Exercise description: Answer with a single number: the count of lines that include the string "styles".

Source material:

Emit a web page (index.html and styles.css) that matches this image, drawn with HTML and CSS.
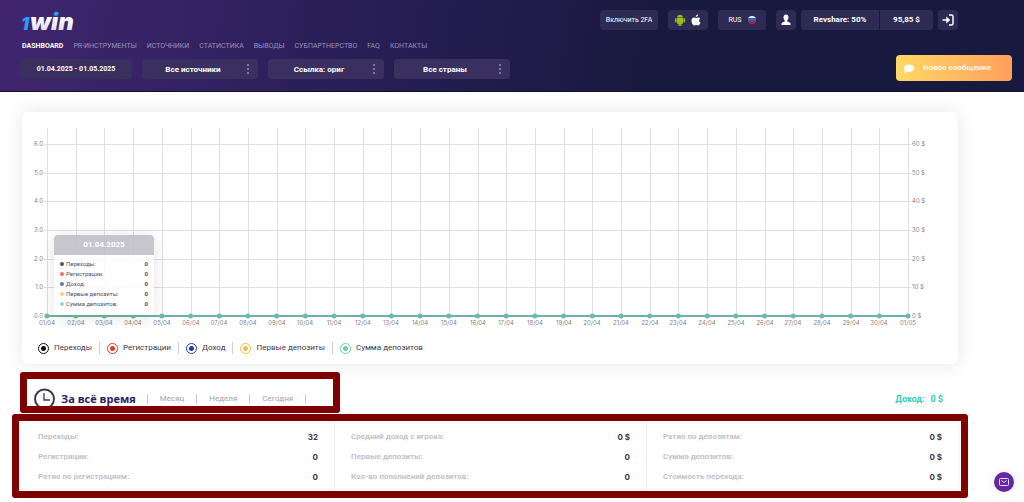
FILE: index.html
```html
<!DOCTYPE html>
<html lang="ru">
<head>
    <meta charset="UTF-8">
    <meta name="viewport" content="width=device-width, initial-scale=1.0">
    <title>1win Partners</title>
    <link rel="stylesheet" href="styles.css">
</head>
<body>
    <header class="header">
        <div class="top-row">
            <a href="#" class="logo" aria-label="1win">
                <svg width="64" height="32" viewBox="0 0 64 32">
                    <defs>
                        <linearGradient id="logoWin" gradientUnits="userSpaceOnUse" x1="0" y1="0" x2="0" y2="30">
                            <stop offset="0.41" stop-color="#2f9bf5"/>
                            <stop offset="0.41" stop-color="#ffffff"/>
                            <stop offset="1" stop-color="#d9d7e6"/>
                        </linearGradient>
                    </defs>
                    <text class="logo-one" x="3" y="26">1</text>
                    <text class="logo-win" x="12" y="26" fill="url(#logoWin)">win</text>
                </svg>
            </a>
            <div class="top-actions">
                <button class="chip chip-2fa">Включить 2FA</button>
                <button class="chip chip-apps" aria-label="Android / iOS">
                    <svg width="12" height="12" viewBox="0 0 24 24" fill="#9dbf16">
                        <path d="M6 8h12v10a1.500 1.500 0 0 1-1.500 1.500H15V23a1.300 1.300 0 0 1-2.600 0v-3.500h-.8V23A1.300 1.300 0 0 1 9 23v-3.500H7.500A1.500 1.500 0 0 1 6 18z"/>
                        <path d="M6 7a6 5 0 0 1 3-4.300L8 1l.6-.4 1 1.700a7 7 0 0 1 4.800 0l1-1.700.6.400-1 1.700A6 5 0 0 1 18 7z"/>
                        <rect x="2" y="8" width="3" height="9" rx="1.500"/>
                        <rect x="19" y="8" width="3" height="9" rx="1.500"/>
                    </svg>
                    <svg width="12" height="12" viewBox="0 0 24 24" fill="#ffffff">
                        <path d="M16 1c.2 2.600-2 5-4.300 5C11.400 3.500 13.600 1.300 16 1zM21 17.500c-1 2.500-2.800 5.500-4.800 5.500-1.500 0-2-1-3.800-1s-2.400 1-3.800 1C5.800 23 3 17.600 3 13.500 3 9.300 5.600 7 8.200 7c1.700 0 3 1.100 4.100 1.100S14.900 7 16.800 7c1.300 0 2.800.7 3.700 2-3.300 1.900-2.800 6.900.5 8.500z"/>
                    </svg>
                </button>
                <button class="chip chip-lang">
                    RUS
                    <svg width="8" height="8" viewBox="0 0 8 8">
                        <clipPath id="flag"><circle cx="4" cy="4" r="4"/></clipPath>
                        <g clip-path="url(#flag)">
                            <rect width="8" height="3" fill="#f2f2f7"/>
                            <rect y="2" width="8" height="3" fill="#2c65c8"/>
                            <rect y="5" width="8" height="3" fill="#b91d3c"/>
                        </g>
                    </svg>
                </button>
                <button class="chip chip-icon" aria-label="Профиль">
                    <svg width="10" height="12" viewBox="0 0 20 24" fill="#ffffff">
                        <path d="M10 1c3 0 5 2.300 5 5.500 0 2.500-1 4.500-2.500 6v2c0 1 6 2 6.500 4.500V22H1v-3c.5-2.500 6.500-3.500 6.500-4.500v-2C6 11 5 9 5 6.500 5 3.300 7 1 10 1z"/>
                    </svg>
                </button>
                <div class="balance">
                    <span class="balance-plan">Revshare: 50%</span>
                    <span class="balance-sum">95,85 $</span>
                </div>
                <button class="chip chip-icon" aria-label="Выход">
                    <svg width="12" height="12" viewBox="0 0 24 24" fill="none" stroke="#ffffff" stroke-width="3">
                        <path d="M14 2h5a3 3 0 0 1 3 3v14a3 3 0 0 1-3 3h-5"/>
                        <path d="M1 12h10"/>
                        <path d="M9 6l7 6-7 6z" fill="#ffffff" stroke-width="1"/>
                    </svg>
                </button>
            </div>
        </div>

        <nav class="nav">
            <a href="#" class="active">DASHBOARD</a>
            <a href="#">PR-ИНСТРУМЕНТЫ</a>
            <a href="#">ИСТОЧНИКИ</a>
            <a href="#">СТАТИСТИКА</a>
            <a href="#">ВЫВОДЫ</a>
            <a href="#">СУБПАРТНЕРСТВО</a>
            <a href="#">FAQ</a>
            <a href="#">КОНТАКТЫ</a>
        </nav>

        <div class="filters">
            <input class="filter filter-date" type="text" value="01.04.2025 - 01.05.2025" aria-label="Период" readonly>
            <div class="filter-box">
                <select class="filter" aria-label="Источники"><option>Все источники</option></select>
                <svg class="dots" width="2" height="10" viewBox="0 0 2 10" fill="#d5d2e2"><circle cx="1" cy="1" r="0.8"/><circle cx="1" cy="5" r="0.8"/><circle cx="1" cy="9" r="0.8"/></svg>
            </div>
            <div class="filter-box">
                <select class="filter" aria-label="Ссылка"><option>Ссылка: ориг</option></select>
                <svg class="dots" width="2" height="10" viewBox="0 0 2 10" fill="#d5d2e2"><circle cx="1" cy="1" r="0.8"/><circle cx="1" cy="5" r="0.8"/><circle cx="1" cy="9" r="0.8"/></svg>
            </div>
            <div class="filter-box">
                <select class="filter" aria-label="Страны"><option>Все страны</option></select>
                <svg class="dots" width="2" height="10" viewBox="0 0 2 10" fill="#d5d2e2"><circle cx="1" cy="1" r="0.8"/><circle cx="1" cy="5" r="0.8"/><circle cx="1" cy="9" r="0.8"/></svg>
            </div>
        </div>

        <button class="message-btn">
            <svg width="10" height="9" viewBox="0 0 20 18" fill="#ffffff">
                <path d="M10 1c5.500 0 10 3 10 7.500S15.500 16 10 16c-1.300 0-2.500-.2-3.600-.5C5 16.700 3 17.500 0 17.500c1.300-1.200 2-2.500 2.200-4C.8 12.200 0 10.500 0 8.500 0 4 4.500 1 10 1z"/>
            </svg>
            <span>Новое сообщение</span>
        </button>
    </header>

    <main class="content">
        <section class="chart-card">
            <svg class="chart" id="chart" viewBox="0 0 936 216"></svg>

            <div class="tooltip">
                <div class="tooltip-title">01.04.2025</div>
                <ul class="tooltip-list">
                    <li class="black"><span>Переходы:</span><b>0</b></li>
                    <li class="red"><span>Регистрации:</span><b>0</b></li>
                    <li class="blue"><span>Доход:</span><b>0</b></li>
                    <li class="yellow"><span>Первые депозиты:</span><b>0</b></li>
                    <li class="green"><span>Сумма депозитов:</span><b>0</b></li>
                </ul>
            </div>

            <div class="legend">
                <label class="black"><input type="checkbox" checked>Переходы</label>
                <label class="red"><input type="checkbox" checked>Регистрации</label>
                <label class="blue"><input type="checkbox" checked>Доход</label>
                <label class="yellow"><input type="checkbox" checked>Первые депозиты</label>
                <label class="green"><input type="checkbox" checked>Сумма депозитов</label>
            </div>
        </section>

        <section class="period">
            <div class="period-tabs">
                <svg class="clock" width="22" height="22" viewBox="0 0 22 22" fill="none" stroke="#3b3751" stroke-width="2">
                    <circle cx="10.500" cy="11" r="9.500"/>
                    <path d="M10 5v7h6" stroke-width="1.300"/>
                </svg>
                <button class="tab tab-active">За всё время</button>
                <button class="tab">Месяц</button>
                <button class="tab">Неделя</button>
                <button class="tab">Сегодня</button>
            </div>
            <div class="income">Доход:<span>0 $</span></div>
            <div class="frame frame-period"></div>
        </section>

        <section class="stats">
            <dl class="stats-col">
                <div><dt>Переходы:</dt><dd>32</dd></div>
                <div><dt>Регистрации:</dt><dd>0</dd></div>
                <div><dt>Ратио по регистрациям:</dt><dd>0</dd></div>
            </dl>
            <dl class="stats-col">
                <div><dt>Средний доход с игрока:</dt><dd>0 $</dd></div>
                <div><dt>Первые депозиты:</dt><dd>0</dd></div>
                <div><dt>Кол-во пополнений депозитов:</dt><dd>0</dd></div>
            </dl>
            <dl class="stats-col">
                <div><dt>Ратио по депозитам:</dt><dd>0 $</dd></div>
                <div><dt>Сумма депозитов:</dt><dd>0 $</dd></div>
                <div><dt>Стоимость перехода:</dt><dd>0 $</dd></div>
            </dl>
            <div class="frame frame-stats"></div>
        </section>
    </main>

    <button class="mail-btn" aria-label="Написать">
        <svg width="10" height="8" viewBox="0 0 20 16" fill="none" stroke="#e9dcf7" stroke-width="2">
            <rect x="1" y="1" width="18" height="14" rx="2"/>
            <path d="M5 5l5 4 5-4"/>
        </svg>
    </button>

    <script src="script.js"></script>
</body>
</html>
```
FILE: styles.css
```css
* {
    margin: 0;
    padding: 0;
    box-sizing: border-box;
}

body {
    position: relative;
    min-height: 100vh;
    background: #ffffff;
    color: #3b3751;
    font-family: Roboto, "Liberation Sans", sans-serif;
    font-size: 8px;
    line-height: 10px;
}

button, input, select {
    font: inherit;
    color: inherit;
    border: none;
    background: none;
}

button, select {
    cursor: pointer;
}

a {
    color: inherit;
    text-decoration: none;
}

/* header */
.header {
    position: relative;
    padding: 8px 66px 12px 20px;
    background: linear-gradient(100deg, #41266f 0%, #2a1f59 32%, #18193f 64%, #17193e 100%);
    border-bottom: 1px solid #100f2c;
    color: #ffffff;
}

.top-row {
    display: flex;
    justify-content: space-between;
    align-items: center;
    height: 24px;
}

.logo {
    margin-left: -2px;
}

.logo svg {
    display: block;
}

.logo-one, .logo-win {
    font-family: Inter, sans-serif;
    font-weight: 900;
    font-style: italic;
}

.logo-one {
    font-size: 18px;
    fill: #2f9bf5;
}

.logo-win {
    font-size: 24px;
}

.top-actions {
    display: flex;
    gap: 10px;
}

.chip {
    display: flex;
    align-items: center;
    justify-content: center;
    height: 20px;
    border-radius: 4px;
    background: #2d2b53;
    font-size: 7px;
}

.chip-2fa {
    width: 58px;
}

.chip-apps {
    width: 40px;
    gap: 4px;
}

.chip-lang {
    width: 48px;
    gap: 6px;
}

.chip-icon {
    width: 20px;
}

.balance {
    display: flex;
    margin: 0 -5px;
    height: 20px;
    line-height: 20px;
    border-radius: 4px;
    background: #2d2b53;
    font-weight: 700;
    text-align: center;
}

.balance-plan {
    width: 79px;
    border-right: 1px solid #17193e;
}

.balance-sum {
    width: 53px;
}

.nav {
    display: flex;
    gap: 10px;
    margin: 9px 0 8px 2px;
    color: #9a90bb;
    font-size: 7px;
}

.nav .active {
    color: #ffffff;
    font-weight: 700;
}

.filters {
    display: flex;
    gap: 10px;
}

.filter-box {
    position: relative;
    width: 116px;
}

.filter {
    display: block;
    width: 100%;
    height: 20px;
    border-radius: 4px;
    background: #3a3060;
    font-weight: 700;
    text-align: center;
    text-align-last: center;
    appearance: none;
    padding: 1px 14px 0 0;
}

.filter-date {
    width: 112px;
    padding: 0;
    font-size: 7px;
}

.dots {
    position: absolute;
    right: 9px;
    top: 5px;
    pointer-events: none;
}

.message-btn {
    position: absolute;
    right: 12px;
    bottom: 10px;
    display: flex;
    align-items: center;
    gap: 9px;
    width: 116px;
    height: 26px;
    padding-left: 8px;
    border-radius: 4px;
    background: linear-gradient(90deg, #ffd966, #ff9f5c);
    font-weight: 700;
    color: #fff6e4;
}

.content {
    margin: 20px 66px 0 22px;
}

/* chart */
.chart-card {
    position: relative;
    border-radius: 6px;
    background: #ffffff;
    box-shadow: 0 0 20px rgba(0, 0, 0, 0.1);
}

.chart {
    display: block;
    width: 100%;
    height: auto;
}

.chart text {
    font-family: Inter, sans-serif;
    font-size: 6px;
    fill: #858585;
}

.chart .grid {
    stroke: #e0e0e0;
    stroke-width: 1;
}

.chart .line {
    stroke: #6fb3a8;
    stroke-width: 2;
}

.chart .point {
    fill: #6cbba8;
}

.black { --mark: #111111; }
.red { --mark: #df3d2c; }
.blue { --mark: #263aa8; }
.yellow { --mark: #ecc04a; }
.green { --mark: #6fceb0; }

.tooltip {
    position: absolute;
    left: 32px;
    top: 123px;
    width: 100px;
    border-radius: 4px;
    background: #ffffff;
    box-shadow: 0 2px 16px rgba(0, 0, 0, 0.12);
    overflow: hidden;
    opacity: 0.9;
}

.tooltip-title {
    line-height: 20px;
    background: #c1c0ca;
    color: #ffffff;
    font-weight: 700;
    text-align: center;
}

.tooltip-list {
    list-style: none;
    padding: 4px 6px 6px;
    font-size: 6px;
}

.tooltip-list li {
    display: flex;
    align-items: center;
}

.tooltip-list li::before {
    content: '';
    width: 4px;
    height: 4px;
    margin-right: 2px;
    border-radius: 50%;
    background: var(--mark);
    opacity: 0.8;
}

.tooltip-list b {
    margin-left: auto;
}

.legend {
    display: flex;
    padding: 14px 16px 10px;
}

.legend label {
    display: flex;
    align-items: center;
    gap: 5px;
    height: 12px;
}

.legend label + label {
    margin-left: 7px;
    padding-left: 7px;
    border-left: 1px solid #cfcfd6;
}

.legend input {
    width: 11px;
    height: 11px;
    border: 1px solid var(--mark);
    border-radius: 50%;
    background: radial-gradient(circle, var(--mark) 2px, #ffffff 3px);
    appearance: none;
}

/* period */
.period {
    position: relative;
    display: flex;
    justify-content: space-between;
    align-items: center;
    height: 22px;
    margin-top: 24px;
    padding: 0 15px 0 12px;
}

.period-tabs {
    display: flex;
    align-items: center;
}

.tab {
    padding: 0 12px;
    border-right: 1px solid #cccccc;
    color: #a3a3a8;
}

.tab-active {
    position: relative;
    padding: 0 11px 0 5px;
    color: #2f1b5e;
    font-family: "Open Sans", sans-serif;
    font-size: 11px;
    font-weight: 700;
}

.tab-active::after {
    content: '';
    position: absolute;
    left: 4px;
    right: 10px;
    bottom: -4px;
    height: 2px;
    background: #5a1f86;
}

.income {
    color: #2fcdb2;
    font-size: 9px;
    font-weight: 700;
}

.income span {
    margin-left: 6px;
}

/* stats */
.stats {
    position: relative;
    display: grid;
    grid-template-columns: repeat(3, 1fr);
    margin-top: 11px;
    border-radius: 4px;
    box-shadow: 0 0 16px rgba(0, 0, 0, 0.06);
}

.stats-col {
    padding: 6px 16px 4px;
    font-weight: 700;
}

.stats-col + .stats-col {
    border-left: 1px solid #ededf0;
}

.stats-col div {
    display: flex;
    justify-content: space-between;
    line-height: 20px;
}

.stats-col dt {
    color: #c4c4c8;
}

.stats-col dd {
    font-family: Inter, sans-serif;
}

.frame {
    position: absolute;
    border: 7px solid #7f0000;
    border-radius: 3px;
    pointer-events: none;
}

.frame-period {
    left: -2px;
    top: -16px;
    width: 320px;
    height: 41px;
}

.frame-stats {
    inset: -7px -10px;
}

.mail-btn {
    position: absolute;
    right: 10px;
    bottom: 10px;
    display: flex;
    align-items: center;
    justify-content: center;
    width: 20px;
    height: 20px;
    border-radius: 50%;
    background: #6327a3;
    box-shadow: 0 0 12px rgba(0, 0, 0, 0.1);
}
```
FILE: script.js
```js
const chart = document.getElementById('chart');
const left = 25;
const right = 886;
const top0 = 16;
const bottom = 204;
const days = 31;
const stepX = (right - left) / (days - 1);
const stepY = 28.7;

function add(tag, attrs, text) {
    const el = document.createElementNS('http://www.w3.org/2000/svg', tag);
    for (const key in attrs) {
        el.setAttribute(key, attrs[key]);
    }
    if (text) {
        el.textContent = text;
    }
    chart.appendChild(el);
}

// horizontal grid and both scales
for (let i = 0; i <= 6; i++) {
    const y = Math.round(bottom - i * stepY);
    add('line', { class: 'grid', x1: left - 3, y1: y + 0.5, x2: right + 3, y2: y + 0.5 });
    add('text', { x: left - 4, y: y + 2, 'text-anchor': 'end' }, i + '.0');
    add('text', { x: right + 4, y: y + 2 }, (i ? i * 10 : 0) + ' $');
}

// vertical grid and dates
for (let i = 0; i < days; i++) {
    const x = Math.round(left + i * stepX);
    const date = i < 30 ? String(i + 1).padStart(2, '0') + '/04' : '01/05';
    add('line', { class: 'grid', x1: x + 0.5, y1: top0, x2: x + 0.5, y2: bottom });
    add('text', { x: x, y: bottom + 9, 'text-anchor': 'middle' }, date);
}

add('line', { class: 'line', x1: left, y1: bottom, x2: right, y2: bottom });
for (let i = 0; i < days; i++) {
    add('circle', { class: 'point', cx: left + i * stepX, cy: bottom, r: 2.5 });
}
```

Solution: 3